START WORKING DATA
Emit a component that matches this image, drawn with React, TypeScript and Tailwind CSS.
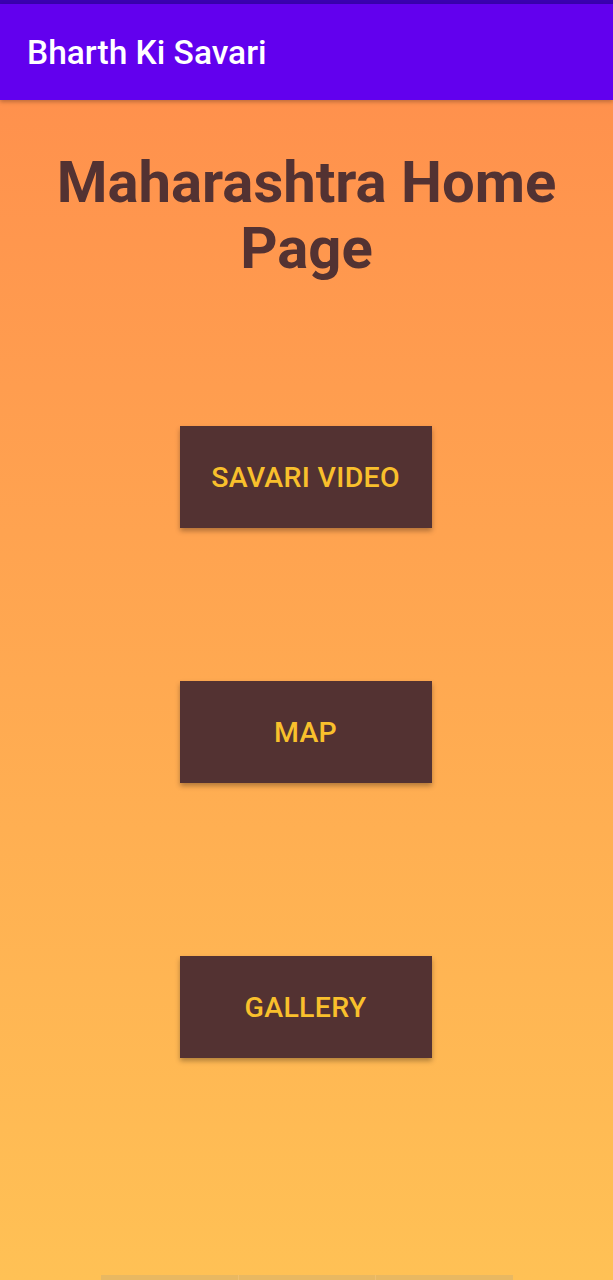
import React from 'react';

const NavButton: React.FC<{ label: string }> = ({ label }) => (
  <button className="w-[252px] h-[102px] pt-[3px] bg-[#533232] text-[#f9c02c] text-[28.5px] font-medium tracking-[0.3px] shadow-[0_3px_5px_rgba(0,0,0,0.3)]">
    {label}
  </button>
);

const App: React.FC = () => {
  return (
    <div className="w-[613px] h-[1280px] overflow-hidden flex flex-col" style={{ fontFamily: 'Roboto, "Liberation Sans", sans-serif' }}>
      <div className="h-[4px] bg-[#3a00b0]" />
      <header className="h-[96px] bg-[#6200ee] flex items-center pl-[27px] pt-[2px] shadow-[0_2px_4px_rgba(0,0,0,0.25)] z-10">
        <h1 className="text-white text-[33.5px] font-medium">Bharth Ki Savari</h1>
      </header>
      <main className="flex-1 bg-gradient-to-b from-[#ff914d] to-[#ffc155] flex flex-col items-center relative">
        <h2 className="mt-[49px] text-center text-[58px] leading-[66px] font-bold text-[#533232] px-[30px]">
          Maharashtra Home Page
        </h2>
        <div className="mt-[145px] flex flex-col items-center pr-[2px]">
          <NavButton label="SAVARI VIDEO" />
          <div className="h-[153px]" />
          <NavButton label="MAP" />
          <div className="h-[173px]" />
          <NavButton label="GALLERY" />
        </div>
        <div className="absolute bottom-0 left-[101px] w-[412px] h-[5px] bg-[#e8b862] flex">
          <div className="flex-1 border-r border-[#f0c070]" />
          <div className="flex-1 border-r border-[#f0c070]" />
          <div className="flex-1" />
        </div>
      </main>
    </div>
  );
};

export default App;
END WORKING DATA
START WORKING DATA
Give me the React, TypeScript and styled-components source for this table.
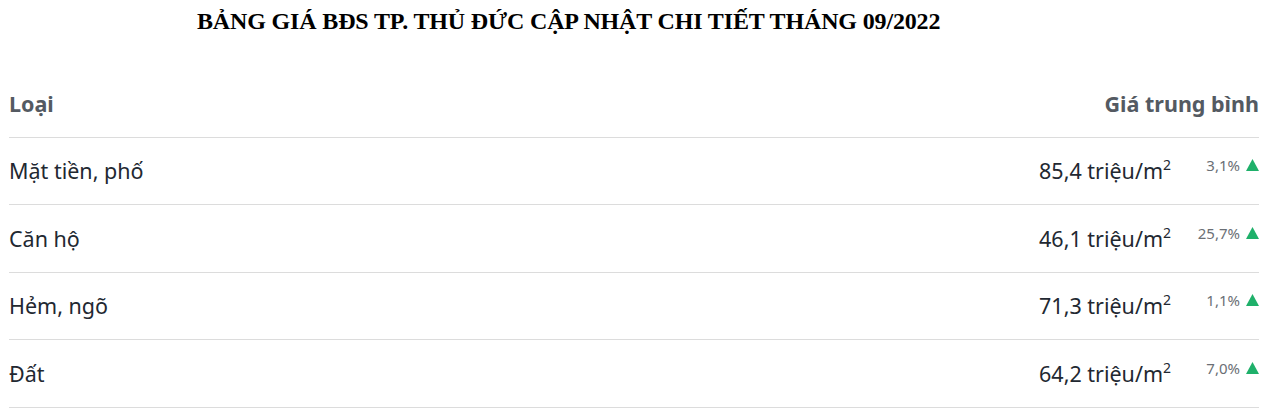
END WORKING DATA
Please quote only the span of lines whose first line contains "Emit a component" and whose last line contains "import React from 'react';", leaving every picture out.

Emit a component that matches this image, drawn with React, TypeScript and Tailwind CSS.
import React from 'react';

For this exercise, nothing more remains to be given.